Build Your First End-to-End Pipeline
In this tutorial, we'll build a complete data pipeline that extracts data from a public API, transforms it using Python, loads it into a local SQLite database, and visualises the results with a simple dashboard. No cloud services required — everything runs on your laptop.
Step 1: Extract
We'll use the OpenWeatherMap API to fetch weather data. Start by signing up for a free API key.
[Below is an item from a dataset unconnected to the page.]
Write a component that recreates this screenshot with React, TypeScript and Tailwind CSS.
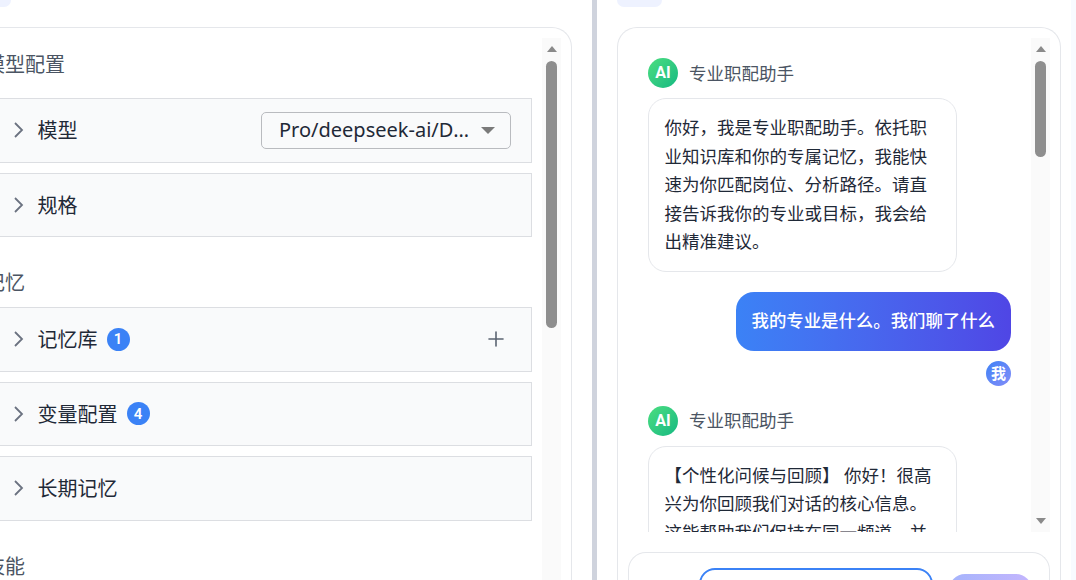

Then write a Python script that requests current weather data for your city and saves the raw JSON response.
import requests
import json
API_KEY = "your_key"
CITY = "Silchar"
url = f"https://api.openweathermap.org/data/2.5/weather?q={CITY}&appid={API_KEY}"
response = requests.get(url)
data = response.json()
with open("raw_weather.json", "w") as f:
json.dump(data, f)
Step 2: Transform
Read the raw JSON and extract only the fields we care about: temperature, humidity, pressure, and weather description.
import json
with open("raw_weather.json") as f:
data = json.load(f)
transformed = {
"city": data["name"],
"temp_c": round(data["main"]["temp"] - 273.15, 1),
"humidity": data["main"]["humidity"],
"pressure": data["main"]["pressure"],
"description": data["weather"][0]["description"],
"timestamp": data["dt"]
}
with open("weather_clean.json", "w") as f:
json.dump(transformed, f)
Step 3: Load
Create a SQLite database and a table, then insert the cleaned data.
import sqlite3, json
conn = sqlite3.connect("weather.db")
conn.execute("CREATE TABLE IF NOT EXISTS weather (city TEXT, temp_c REAL, humidity INT, pressure INT, description TEXT, timestamp INT)")
with open("weather_clean.json") as f:
row = json.load(f)
conn.execute("INSERT INTO weather VALUES (?, ?, ?, ?, ?, ?)",
(row["city"], row["temp_c"], row["humidity"], row["pressure"], row["description"], row["timestamp"]))
conn.commit()
Step 4: Visualise
Use Streamlit to build a quick dashboard that reads from the database and plots temperature trends over time.
import streamlit as st
import sqlite3
import pandas as pd
conn = sqlite3.connect("weather.db")
df = pd.read_sql("SELECT * FROM weather ORDER BY timestamp", conn)
st.line_chart(df.set_index("timestamp")["temp_c"])
st.write(f"Average temperature: {df['temp_c'].mean():.1f}°C")
Automate It
Wrap the entire pipeline in a single Python script and schedule it with cron (Linux/macOS) or Task Scheduler (Windows). Congratulations — you've just built a production-ready data pipeline!